Свобода и закон - страница 29
Это не панегирик в честь свободы. То, о чем я упомянул, легко проверить; это подтверждает история многих стран; это легко наблюдать в обыденной жизни. То, что люди готовы сражаться за то, что они называют своей «свободой», связано с тем, что они говорят, что они «сохранили», «потеряли» или «обрели вновь» свою «свободу», хотя они никогда не говорят, что они «сохранили», «потеряли» или «обрели вновь» треугольники или какие-нибудь другие геометрические понятия. С другой стороны, на свободу нельзя просто указать; она не является материальным предметом. Даже если рассматривать «свободу» как материальный предмет, она не может быть одной для всех, потому что существуют разные значения «свободы». Несмотря на это, мы, вероятно, можем сказать, что, по крайней мере, для каждого человека, который о ней говорит, «свобода» – это реальность, это определенная вещь. «Свобода» может быть ситуацией, которая отвечает требованиям тех, кто ее превозносит; она может быть объектом нечувственного опыта, связанного с осознанием нематериальных вещей, ценностей, веры и т. д. Вероятно, «свобода» – объект психологического опыта. Это означает, что обычные люди не считают ее просто словом, номинальной единицей, о значении которой достаточно договориться посредством условного определения, как в математике и логике.
В таких обстоятельствах я не уверен, можно ли дать условное определение свободы. Конечно, любое определение в какой-то степени является условным, поскольку оно подразумевает некоторого рода соглашение о том, как должно использоваться данное слово. Даже лексикографические определения не исключают условных элементов; например, когда описывается, что́ люди обозначают каким-то словом из нейтральной лексики во Франции или в Англии, или в обеих странах, или во всем мире. Например, можно оговорить в условиях то, какие языки будут учитываться при формулировке лексикографического определения, или то, как будет делаться выбор из разных значений одного и того же слова, которые даются в словарях. Однако во всех этих случаях мы всегда помним, что существует зафиксированное в общих словарях словоупотребление, которое мы не можем изменить посредством специально оговариваемых условий, не проигнорировав те значения слов, в которых их действительно употребляют другие люди.
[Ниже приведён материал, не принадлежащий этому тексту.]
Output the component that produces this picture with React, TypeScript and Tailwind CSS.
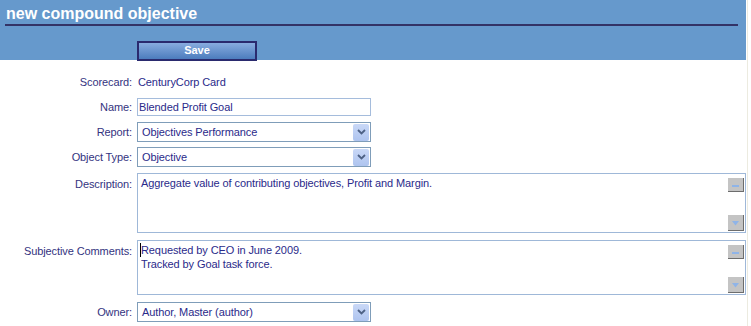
import React from 'react';

const labelCls =
  "w-[137px] shrink-0 text-right text-[11px] tracking-[-0.1px] text-[#333380] pr-[5px]";
const fieldText = "text-[11px] tracking-[-0.1px] text-[#2a2a8a]";

// Little XP-style chevron button at the right of the combo boxes
const DropButton = () => (
  <div className="w-[16px] h-[17px] rounded-[2px] bg-gradient-to-b from-[#c9d8f7] to-[#aec4ef] flex items-center justify-center">
    <svg width="9" height="6" viewBox="0 0 9 6">
      <path d="M1 1 L4.5 4.5 L8 1" fill="none" stroke="#4d6185" strokeWidth="1.8" />
    </svg>
  </div>
);

const Select = ({ value }: { value: string }) => (
  <div className="w-[234px] h-[20px] border border-[#7f9db9] bg-white flex items-center justify-between pl-[4px] pr-[1px]">
    <span className={fieldText}>{value}</span>
    <DropButton />
  </div>
);

// Textarea with the old-style scroll buttons in the corner
const TextArea = ({ lines, height, caret }: { lines: string[]; height: string; caret?: boolean }) => (
  <div className={`relative w-[609px] ${height} border border-[#9fb8d8] bg-white pl-[2px] pt-[2px]`}>
    {lines.map((l, i) => (
      <div key={i} className={`${fieldText} leading-[14px] ${i === 0 && caret ? "border-l border-black" : "pl-[1px]"}`}>
        {l}
      </div>
    ))}
    <div className="absolute right-[1px] top-[4px] w-[16px] h-[14px] bg-[#c4c4c4] border-r border-b border-[#6d6d6d]">
      <svg width="15" height="13" viewBox="0 0 15 13" className="block">
        <rect x="4" y="7" width="7" height="2" fill="#8fb4e8" />
      </svg>
    </div>
    <div className="absolute right-[1px] bottom-[1px] w-[16px] h-[16px] bg-[#c4c4c4] border-r border-b border-[#6d6d6d]">
      <svg width="15" height="15" viewBox="0 0 15 15" className="block">
        <path d="M4 6 L11 6 L7.5 10.5 Z" fill="#8fb4e8" />
      </svg>
    </div>
  </div>
);

export default function App() {
  return (
    <div
      className="w-[751px] h-[326px] bg-white overflow-hidden"
      style={{ fontFamily: '"Liberation Sans", Arial, sans-serif' }}
    >
      <div className="w-[748px] h-full border-r border-[#ecebe0]">
        {/* Header */}
        <div className="w-[746px] h-[60px] bg-[#6699cc] pl-[5px] pr-[8px]">
          <div className="h-[26px] border-b-2 border-[#333366] pl-[1px] pt-[2px]">
            <span className="text-[16px] font-bold text-white leading-[20px]">new compound objective</span>
          </div>
          <div className="pl-[132px] pt-[11px]">
            <button className="w-[120px] h-[20px] border-2 border-[#2a2a6e] bg-gradient-to-b from-[#88acdf] to-[#4c7cbd] text-white text-[11px] font-bold leading-none">
              Save
            </button>
          </div>
        </div>

        {/* Form */}
        <div className="flex flex-col pt-[13px]">
          <div className="flex items-center h-[18px]">
            <div className={labelCls}>Scorecard:</div>
            <div className={`${fieldText} pl-[1px]`}>CenturyCorp Card</div>
          </div>

          <div className="flex items-center h-[18px] mt-[7px]">
            <div className={labelCls}>Name:</div>
            <div className="w-[234px] h-[18px] border border-[#a5bcdc] bg-white flex items-center pl-[1px]">
              <span className={fieldText}>Blended Profit Goal</span>
            </div>
          </div>

          <div className="flex items-center mt-[6px]">
            <div className={labelCls}>Report:</div>
            <Select value="Objectives Performance" />
          </div>

          <div className="flex items-center mt-[5px]">
            <div className={labelCls}>Object Type:</div>
            <Select value="Objective" />
          </div>

          <div className="flex items-start mt-[6px]">
            <div className={`${labelCls} pt-[3px]`}>Description:</div>
            <TextArea
              height="h-[60px]"
              lines={["Aggregate value of contributing objectives, Profit and Margin."]}
            />
          </div>

          <div className="flex items-start mt-[7px]">
            <div className={`${labelCls} pt-[3px]`}>Subjective Comments:</div>
            <TextArea
              height="h-[55px]"
              caret
              lines={["Requested by CEO in June 2009.", "Tracked by Goal task force."]}
            />
          </div>

          <div className="flex items-center mt-[7px]">
            <div className={labelCls}>Owner:</div>
            <Select value="Author, Master (author)" />
          </div>
        </div>
      </div>
    </div>
  );
}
Специально оговариваемые условия – это просто инструменты, которые мы используем, чтобы передать другим нечто, что мы хотим им сообщить. Иными словами, это средство коммуникации и передачи информации; но саму информацию нельзя оговорить. Можно оговорить, что мы будем называть черное «белым», а белое «черным», но мы не можем оговорить конкретный сенсорный опыт, который мы передаем и которому мы произвольно даем имя «белого» или «черного». Оговорить условие возможно и даже полезно тогда, когда существует какой-то общий фактор, который и обеспечивает успешную коммуникацию. Таким общим фактором может быть непосредственное познание в математике или сенсорный опыт в физике, но сам этот фактор никогда не оговаривается. Во всех случаях, когда кажется, что оговоренное условие основано на другом оговоренном условии, это просто означает, что задача выявления общего фактора, который обеспечивает функционирование коммуникации, отложена; ее нельзя игнорировать. Будь Шалтай-Болтай не персонажем детской сказки, а реальным человеком, оговаривающим с другими людьми условия использования конкретного слова, здесь находился бы предел его власти.